In this sense Babe's interpretation of The Bacchae fits only incompletely, but it is a fascinating, often startlingly valid job of reapplication. Where it doesn't fit, we still have the original. Babe has not been so carried away with the modern parallel as to seriously distort the play, and in the second half he seems to have kept his modernizing to a minimum. Thus the limitation of the fascist parallel--its lack of a modern alternative into which Dionysus can fit--is never fully exposed, because the interpretation is correctly underplayed.

William Schroeder's uncomplicated set seems wholly appropriate not only to the play but to Babe's rendering of it. Probably no designer has ever done so well by Agassiz's rather stultifying stage. In fact the whole technical side of Babe's production is flawless, with the lighting particularly commendable.

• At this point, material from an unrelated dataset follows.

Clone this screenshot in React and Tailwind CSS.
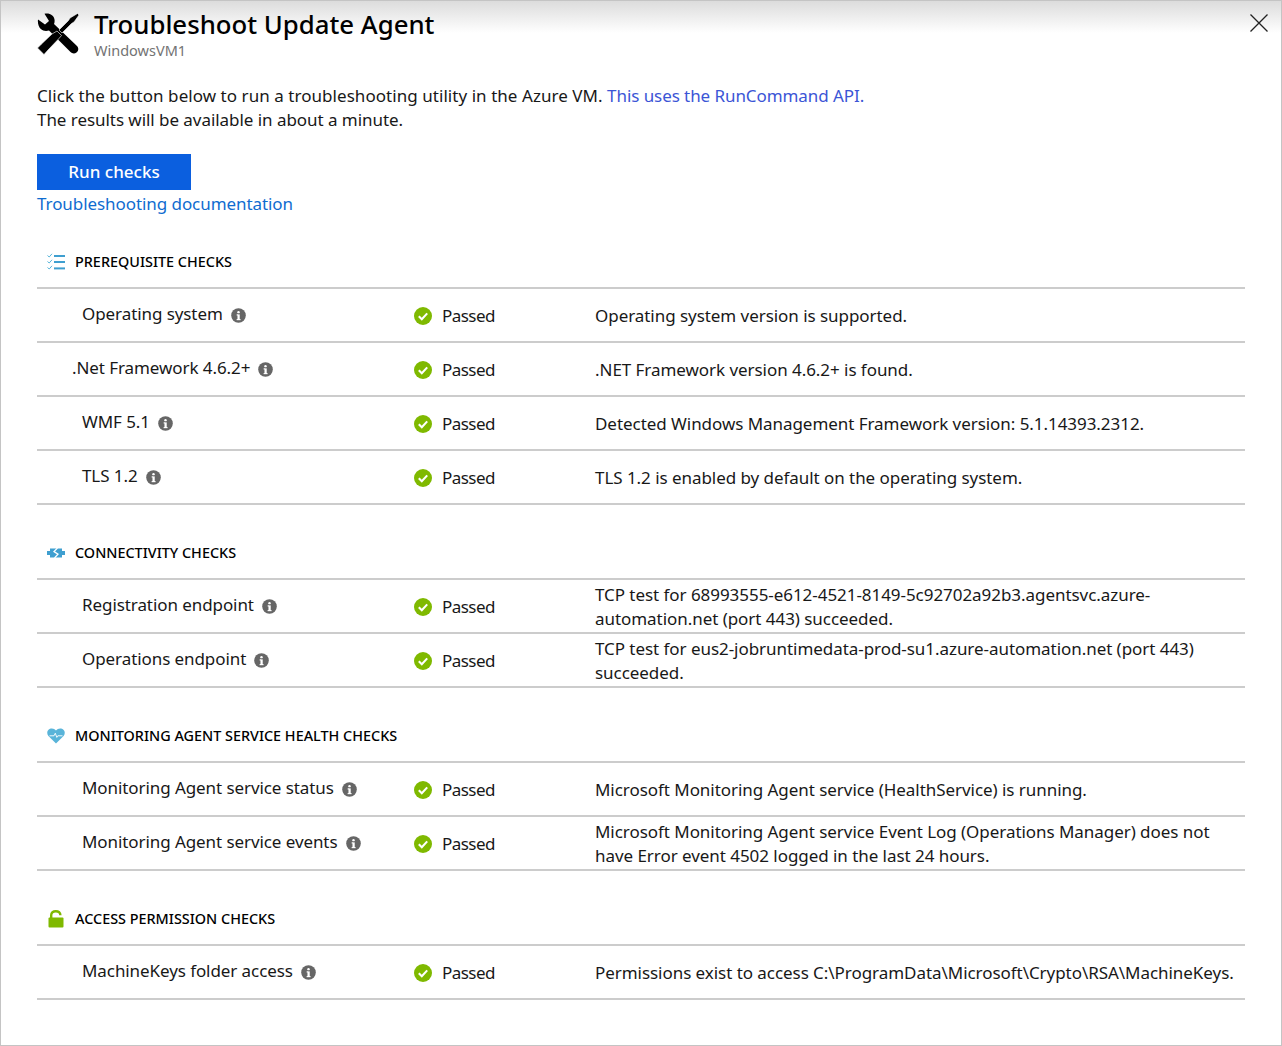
const Info = () => (
  <svg viewBox="0 0 16 16" className="w-[15px] h-[15px] shrink-0 ml-[8px] mt-[2px]">
    <circle cx="8" cy="8" r="7.8" fill="#666" />
    <rect x="6.9" y="6.8" width="2.4" height="6" fill="#fff" />
    <rect x="6" y="6.8" width="1.5" height="1.2" fill="#fff" />
    <rect x="6" y="11.8" width="4.2" height="1.2" fill="#fff" />
    <circle cx="8" cy="4.4" r="1.3" fill="#fff" />
  </svg>
);

const Check = () => (
  <svg viewBox="0 0 18 18" className="w-[18px] h-[18px] shrink-0">
    <circle cx="9" cy="9" r="9" fill="#7fb900" />
    <path d="M4.8 9.3 L7.8 12.2 L13.2 6.4" fill="none" stroke="#fff" strokeWidth="2.1" />
  </svg>
);

const ChecklistIcon = () => (
  <svg viewBox="0 0 18 18" className="w-[18px] h-[18px]">
    <g fill="none" stroke="#59b4d9" strokeWidth="1">
      <path d="M0.5 2.5 L2.2 4 L5 0.8" />
      <path d="M0.5 8.5 L2.2 10 L5 6.8" />
      <path d="M0.5 14.5 L2.2 16 L5 12.8" />
    </g>
    <g fill="#3f9fd0">
      <rect x="7" y="2" width="11" height="2" />
      <rect x="7" y="8" width="11" height="2" />
      <rect x="7" y="14.4" width="11" height="2" />
    </g>
  </svg>
);

const ConnectIcon = () => (
  <svg viewBox="0 0 18 10" className="w-[18px] h-[10px]">
    <path d="M0 3 H3 V0.5 H15 V3 H18 V7 H15 V9.5 H3 V7 H0 Z" fill="#3f9fd0" />
    <path d="M10.5 0 L7 3.6 L11 6.2 L7.5 10" fill="none" stroke="#fff" strokeWidth="1.3" />
  </svg>
);

const HeartIcon = () => (
  <svg viewBox="0 0 18 16" className="w-[18px] h-[16px]">
    <path d="M9 15.5 L1.4 8 C-0.6 5.6 0 1.8 3 0.7 C5.3 -0.1 7.6 0.6 9 2.6 C10.4 0.6 12.7 -0.1 15 0.7 C18 1.8 18.6 5.6 16.6 8 Z" fill="#59b4d9" />
    <path d="M2.5 7.8 H7 L8.3 5.2 L9.8 9.4 L10.8 7.8 H15.5" fill="none" stroke="#fff" strokeWidth="0.9" />
  </svg>
);

const LockIcon = () => (
  <svg viewBox="0 0 16 18" className="w-[16px] h-[18px] ml-[1px]">
    <path d="M3.2 8 V5.2 C3.2 2.6 5 1.2 7.8 1.2 C10.6 1.2 12.4 2.6 12.4 5.2" fill="none" stroke="#7fb900" strokeWidth="2.4" />
    <rect x="0.5" y="7.6" width="15" height="10" rx="1" fill="#7fb900" />
  </svg>
);

const Tools = () => (
  <svg viewBox="0 0 42 42" className="w-[42px] h-[42px] shrink-0">
    <path d="M1 6.5 L8 11.5 L12 8 L7.5 0.8 C12 -0.5 17 2 17.5 6.5 C17.8 8.5 17.5 10 17 11 L40 33 C42 35 41.5 38 39.5 39.5 C37.5 41 35 40.5 33.5 39 L12 17.5 C9 18.5 6 18 3.8 16 C1.5 14 0.5 10 1 6.5 Z" fill="#000" />
    <path d="M40.5 0.5 L42 2 L37 9 L34.5 10.5 L25 20 L22 17 L31.5 7.5 L33 5 Z" fill="#000" stroke="#fff" strokeWidth="0.6" />
    <path d="M20 18 L24.5 22.5 L21.5 26 L11 37 L7 41.5 L0.5 35 L4.5 31 L15 21 Z" fill="#000" stroke="#fff" strokeWidth="0.6" />
  </svg>
);

const Row = ({ name, nameClass = "pl-[45px]", msg }) => (
  <div className="grid grid-cols-[377px_181px_1fr] h-[54px] pt-[2px] border-b-2 border-[#cccccc] items-center">
    <div className={`flex items-center ${nameClass} -mt-[4px]`}>
      <span className="tracking-[-0.08px]">{name}</span>
      <Info />
    </div>
    <div className="flex items-center gap-[10px]">
      <Check />
      <span className="tracking-[-0.55px]">Passed</span>
    </div>
    <div className="leading-[24px] tracking-[-0.05px]">{msg}</div>
  </div>
);

const Section = ({ icon, title, className = "", children }) => (
  <section className={className}>
    <div className="flex items-center h-[28px] box-content pb-[11px] border-b-2 border-[#cccccc]">
      <div className="w-[38px] pl-[10px] flex items-center">{icon}</div>
      <h2 className="text-[14.4px] font-medium text-black">{title}</h2>
    </div>
    {children}
  </section>
);

export default function App() {
  return (
    <div
      className="w-[1282px] h-[1046px] box-border border border-[#c4c4c4] bg-[linear-gradient(to_bottom,#dcdcdc_0px,#ffffff_32px)] text-[#181818] text-[17px] leading-[24px] relative overflow-hidden px-[36px]"
      style={{ fontFamily: '"Noto Sans", sans-serif' }}
    >
      <button className="absolute top-[12px] right-[12px] w-[20px] h-[20px]" aria-label="Close">
        <svg viewBox="0 0 20 20" className="w-[20px] h-[20px]">
          <path d="M1.5 1.5 L18.5 18.5 M18.5 1.5 L1.5 18.5" stroke="#222" strokeWidth="1.3" fill="none" />
        </svg>
      </button>

      <header className="flex items-start pt-[12px]">
        <Tools />
        <div className="ml-[15px] -mt-[4px]">
          <h1 className="text-[25.75px] leading-[30px] font-medium text-black">Troubleshoot Update Agent</h1>
          <p className="text-[14.5px] leading-[20px] text-[#737373] mt-[1px]">WindowsVM1</p>
        </div>
      </header>

      <p className="mt-[24px]">
        <span className="tracking-[0.05px]">Click the button below to run a troubleshooting utility in the Azure VM.</span>{" "}
        <a className="text-[#3b55d6] tracking-[-0.07px]">This uses the RunCommand API.</a>
        <br />
        <span className="tracking-[-0.05px]">The results will be available in about a minute.</span>
      </p>

      <button className="block mt-[22px] w-[154px] h-[36px] bg-[#0b5fdf] text-white font-medium">Run checks</button>
      <a className="block mt-[2px] text-[#0f6cd0] tracking-[-0.07px]">Troubleshooting documentation</a>

      <Section icon={<ChecklistIcon />} title="PREREQUISITE CHECKS" className="mt-[32px]">
        <Row name="Operating system" msg="Operating system version is supported." />
        <Row name=".Net Framework 4.6.2+" nameClass="pl-[35px]" msg=".NET Framework version 4.6.2+ is found." />
        <Row name="WMF 5.1" msg="Detected Windows Management Framework version: 5.1.14393.2312." />
        <Row name="TLS 1.2" msg="TLS 1.2 is enabled by default on the operating system." />
      </Section>

      <Section icon={<ConnectIcon />} title="CONNECTIVITY CHECKS" className="mt-[34px]">
        <Row name="Registration endpoint" msg="TCP test for 68993555-e612-4521-8149-5c92702a92b3.agentsvc.azure-automation.net (port 443) succeeded." />
        <Row name="Operations endpoint" msg="TCP test for eus2-jobruntimedata-prod-su1.azure-automation.net (port 443) succeeded." />
      </Section>

      <Section icon={<HeartIcon />} title="MONITORING AGENT SERVICE HEALTH CHECKS" className="mt-[34px]">
        <Row name="Monitoring Agent service status" msg="Microsoft Monitoring Agent service (HealthService) is running." />
        <Row name="Monitoring Agent service events" msg="Microsoft Monitoring Agent service Event Log (Operations Manager) does not have Error event 4502 logged in the last 24 hours." />
      </Section>

      <Section icon={<LockIcon />} title="ACCESS PERMISSION CHECKS" className="mt-[34px]">
        <Row name="MachineKeys folder access" msg="Permissions exist to access C:\ProgramData\Microsoft\Crypto\RSA\MachineKeys." />
      </Section>
    </div>
  );
}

A two-man orchestra consisting of tympany and vibraphone plays an effective, fortunately not over-used score by Michael Tschudin. Tschudin's music contributes significantly to the ectasy of the Bacchae, but the score also gives an over-all continuity to the production.

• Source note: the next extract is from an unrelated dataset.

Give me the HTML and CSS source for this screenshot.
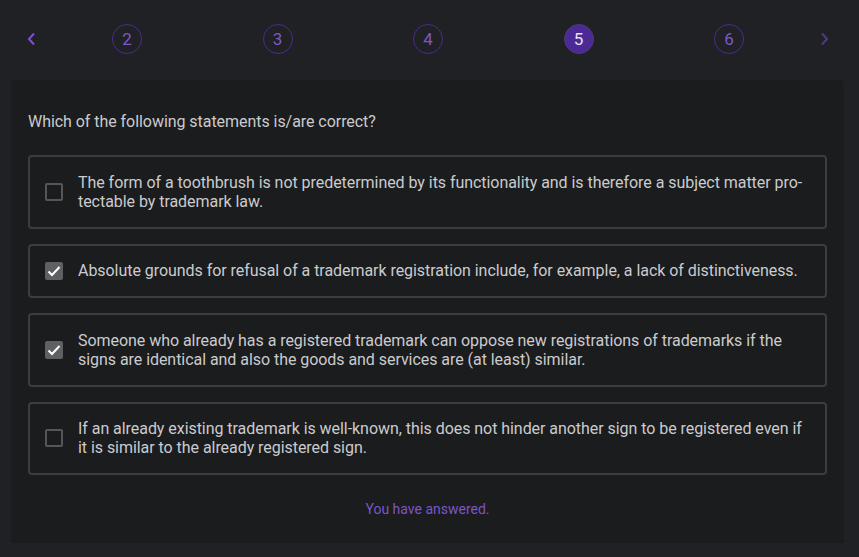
FILE: index.html
```html
<!DOCTYPE html>
<html lang="en">
<head>
<meta charset="utf-8">
<link rel="stylesheet" href="styles.css">
</head>
<body>
<nav class="steps">
  <span class="chev chev-prev"><svg width="10" height="14" viewBox="0 0 10 14"><polyline points="7,1.5 2,7 7,12.5" fill="none" stroke="currentColor" stroke-width="2"/></svg></span>
  <span class="step">2</span>
  <span class="step">3</span>
  <span class="step">4</span>
  <span class="step active">5</span>
  <span class="step last">6</span>
  <span class="chev chev-next"><svg width="10" height="14" viewBox="0 0 10 14"><polyline points="3,1.5 8,7 3,12.5" fill="none" stroke="currentColor" stroke-width="2"/></svg></span>
</nav>
<main class="card">
  <p class="question">Which of the following statements is/are correct?</p>
  <div class="options">
    <label class="option"><span class="box"></span><span class="text">The form of a toothbrush is not predetermined by its functionality and is therefore a subject matter pro&shy;tectable by trademark law.</span></label>
    <label class="option"><span class="box checked"><svg width="14" height="14" viewBox="0 0 14 14"><polyline points="1.5,7.5 5,11 12.5,3" fill="none" stroke="#fff" stroke-width="2"/></svg></span><span class="text">Absolute grounds for refusal of a trademark registration include, for example, a lack of distinctiveness.</span></label>
    <label class="option"><span class="box checked"><svg width="14" height="14" viewBox="0 0 14 14"><polyline points="1.5,7.5 5,11 12.5,3" fill="none" stroke="#fff" stroke-width="2"/></svg></span><span class="text">Someone who already has a registered trademark can oppose new registrations of trademarks if the signs are identical and also the goods and services are (at least) similar.</span></label>
    <label class="option"><span class="box"></span><span class="text">If an already existing trademark is well-known, this does not hinder another sign to be registered even if it is similar to the already registered sign.</span></label>
  </div>
  <p class="status">You have answered.</p>
</main>
</body>
</html>
```
FILE: styles.css
```css
html, body {
  margin: 0;
  padding: 0;
  background: #202124;
  font-family: Roboto, "Liberation Sans", sans-serif;
  color: #cacbcd;
}
.steps {
  display: flex;
  align-items: center;
  height: 80px;
  padding-left: 24px;
  box-sizing: border-box;
}
.chev {
  width: 16px;
  height: 14px;
  display: flex;
  justify-content: center;
  align-items: center;
}
.chev-prev { color: #7b52d6; margin-right: 72px; margin-top: -2px; }
.chev-next { color: #4f3a86; margin-left: 72px; margin-top: -2px; }
.step {
  width: 30px;
  height: 30px;
  box-sizing: border-box;
  border-radius: 50%;
  border: 1px solid #4a2b8c;
  color: #7c58cb;
  font-size: 17px;
  display: flex;
  align-items: center;
  justify-content: center;
  margin-right: 120.5px;
  margin-top: -2px;
}
.step.last { margin-right: 0; }
.step.active {
  background: #4c2a95;
  border-color: #4d3a72;
  color: #e6e0f2;
}
.card {
  display: block;
  margin: 0 16px 0 12px;
  background: #1b1c1e;
  border-radius: 4px;
  padding: 32px 16px 25px 16px;
  height: 463px;
  box-sizing: border-box;
  box-shadow: 0 1px 2px rgba(0,0,0,0.35);
}
.question {
  margin: 0 0 24px 0;
  font-size: 16px;
  line-height: 19px;
  letter-spacing: -0.05px;
  color: #cacbcd;
}
.options {
  display: flex;
  flex-direction: column;
  gap: 15px;
}
.option {
  display: flex;
  align-items: center;
  gap: 15px;
  border: 2px solid #3c3d40;
  border-radius: 4px;
  padding: 15.75px 16px 15.75px 15px;
  font-size: 16px;
  line-height: 19px;
  letter-spacing: -0.05px;
  color: #cacbcd;
}
.box {
  flex: none;
  width: 18px;
  height: 18px;
  box-sizing: border-box;
  border: 2px solid #54565a;
  border-radius: 2px;
  display: flex;
  align-items: center;
  justify-content: center;
}
.box.checked {
  background: #5e6064;
  border-color: #5e6064;
}
.text { flex: 1; }
.status {
  margin: 26px 0 0 0;
  text-align: center;
  font-size: 14px;
  line-height: 17px;
  color: #7a56c8;
}
```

Where The Bacchae is less than successful, it is because of a few uncomfortable performances. The Bacchae themselves--Asian women who follow Dionysus--are a mixed lot. As Pentheus, Jim Shuman gives an uneven, never quite powerful enough performance; but he does convey the weakness of mind and irritability of Thebes' mortal ruler.

As Babe has directed the part, however, Pentheus is more than irritable--he is mad. So it means very little for him to fall under the spell of Dionysus as he has no rationality to be deprived of. At the start Pentheus should provide a sane, if angered, resistance to the god. In the Agassiz production he can only spit inanities.

Carl Nagin as Dionysus is brilliant within the context of the interpretation. He succeeds in breaking up lines written in the fifth century B. C. with cigarette smoke, a feat that demonstrates Babe's modernizing at its most effective.

Like Spring's Awakening, Babe's last Loeb show, The Bacchae is an ambitious effort, and its merits are the merits of ambition. It perfectly complements the slick professionalism of Oh What a Lovely War, proving that the HDC Summer Players are a versatile lot who deserve to play many Summers yet to come.